These memories pale in comparison to the current reality of Palestinian children today. For every bullet I had scrounged, they have witnessed an airstrike. For every image of death I was sheltered from as a child, they witness a mangled body. For every missed school day I longed for, they lose a school. For every shining ray of hope I was offered, life teaches them cynicism. How I wish I could distil this reality into a simple, digestible sliver of information every time I hear the pledge for a two-state solution.
Palestinians are a people who are accustomed to the process of life and death. Every time the situation escalates, we wonder when the return to the regular status quo will happen. I doubt that this is one of those times. The recent turmoil that has engulfed the region is a different beast. It is quite simply, the international death knell of the two-state solution, for those who had previously been deaf to it.
Human rights
Though Gaza is suffering most, the current violence is not contained to any Palestinian or Israeli area. It is happening on both sides of “the Green Line”. It is the sort of barbarity that engulfs a country which is built upon a disproportionately unfair system that privileges a group over another. It is the murder of George Floyd on a daily basis. It is not a civil war; it is sanctioned, militarised and ethnically motivated persecution of a people. Something the Irish are extremely familiar with.

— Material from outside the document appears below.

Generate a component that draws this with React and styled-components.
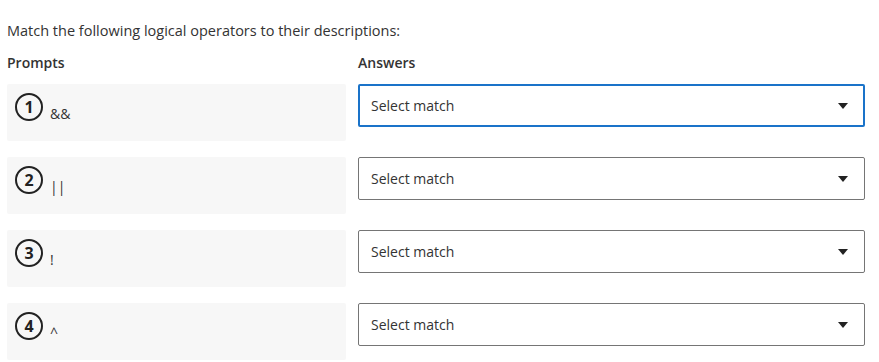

Ireland has certainly done its part in fighting for the basic human rights of others. It is more vocal than its European counterparts in its defence of Palestinians and their right to exist. And though it is a tiny nation, it is a cultural and moral giant in today’s world of fake news, doublespeak and injustice.
I believe it is time that Ireland rethought its position on the Palestinian-Israeli conflict. By upgrading the status of its representative office in Ramallah to a full-blown embassy or ideally establishing such an entity in Jerusalem, Ireland can courageously lead the way in the European Union by rejecting the current status quo and encouraging more drastic and immediate solutions.
Though such a move would be mostly symbolic, it would breathe hope into the souls of a people who have none. While it is true that such an action would reinforce the narrative of a two-state solution, it would also manifest severe political pressure on the ground. And perhaps that is the kind of pressure needed to bring us one step closer to whatever light is at the end of this awfully long tunnel.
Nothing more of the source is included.